Hesed is variously translated into English as: mercy, love, loving-kindness, steadfast love, faithfulness, compassion, gracious favor, and many more throughout the Old Testament. If you’ll forgive one further language nerd fact, hesed also has “linguistic gravity,” which simply means that it has a tendency to draw other words into its orbit to help convey its meaning: goodness (Ps 23:6), faithfulness (Ps 89:24), covenant (Deut 7:9), mercy (Ps 103:4), truth (Ps 57:3) to name a few.*
What does all this have to do with David and his troubles? Well, David understood that hesed is the defining characteristic of God. So what does it mean?
In a phrase, hesed is “when the person from whom I have a right to expect nothing gives me everything.” It’s love, mercy, grace, faithfulness, and a thousand other things buried deep in the heart of God. All of it given to frail, failing, rebellious, messed up me and you. We’ve done nothing to earn it. We can’t buy it. We simply receive it as a gift, because hesed is just the way Yahweh is in the depth of His being toward his people.
Now check out what David says in Verse 5. “But I have trusted in your hesed(steadfast love); my heart shall rejoice in your salvation.”
Do you see what’s happened? David’s lamenting, pleading, how-much-longer-ing and then, all of a sudden, his lament pivots to praise as he remembers and trusts in God’s hesed. David’s like a rock climber setting his anchor into the rock face. God’s hesed is anchoring David’s faith. He’s staking everything on it as he takes the leap…full of confidence that God will give him exactly what he needs to land with feet planted on the other side.
Questions to Ponder:
- How about you? How have you experienced God’s hesed for you in Christ?

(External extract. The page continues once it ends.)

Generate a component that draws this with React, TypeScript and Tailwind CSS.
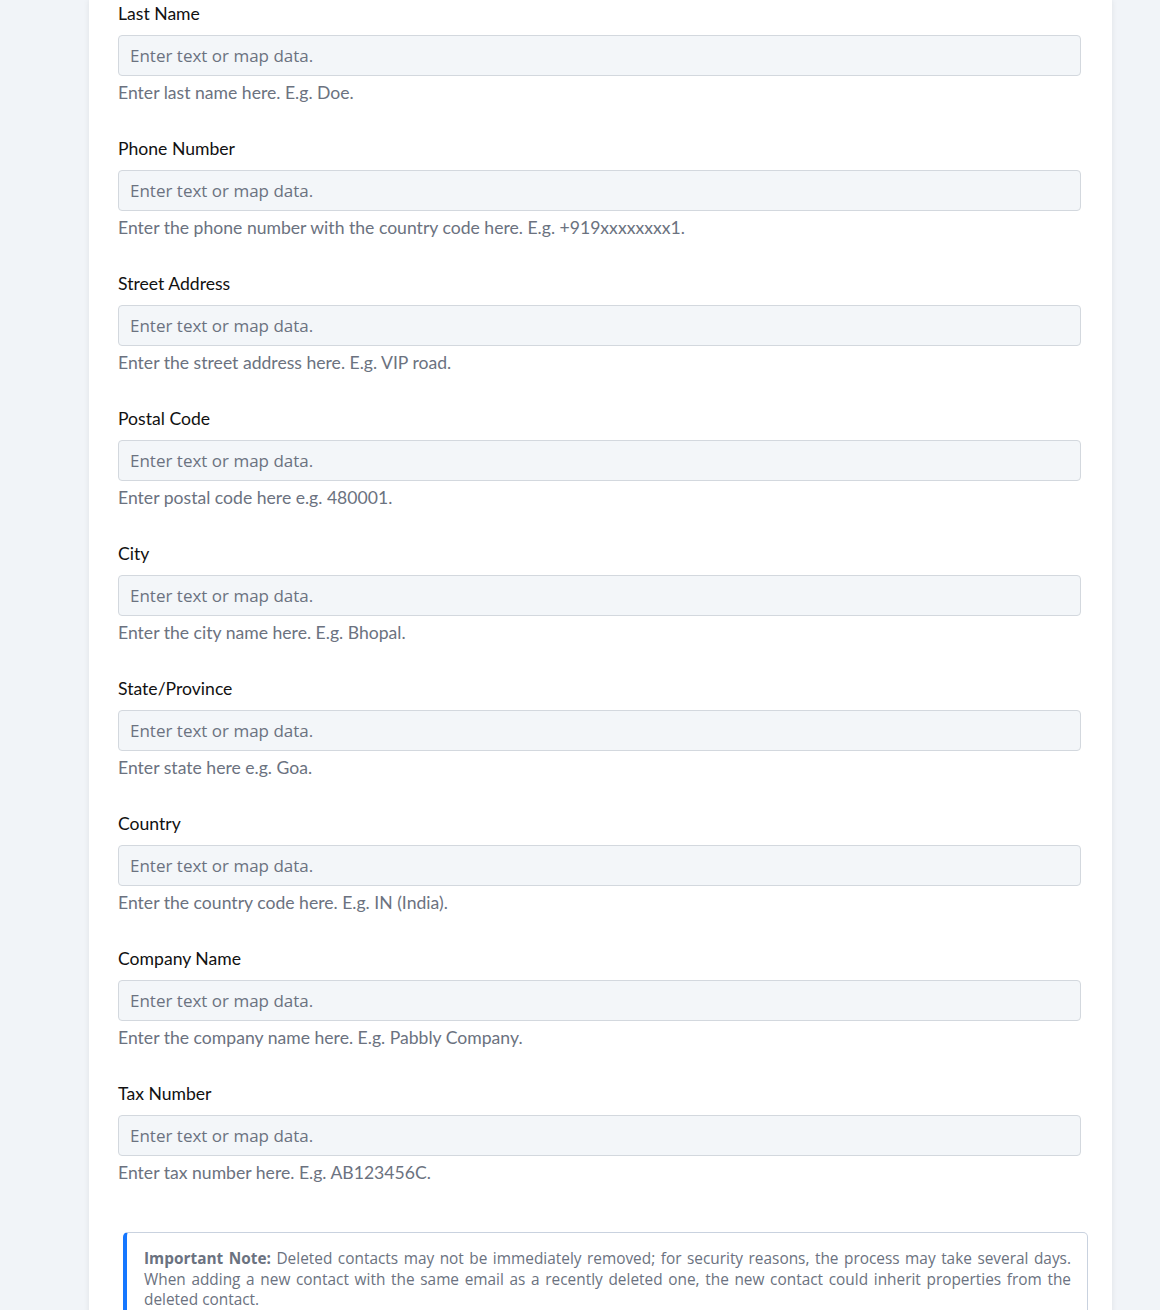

- How does hesed help you understand kindness being part of the fruit God’s Spirit produces in us?
*I’ve borrowed freely from Michael Card’s Inexpressible: Hesed and the Mystery of God’s Lovingkindness in writing this summary of hesed. Check it out and thank me later.
Evening Prayer of Examen
- Where did you move with or feel close to Jesus today?
- Where did you resist or feel far from Jesus today?
- Where is Jesus leading you tomorrow? Ask for joy as you follow him.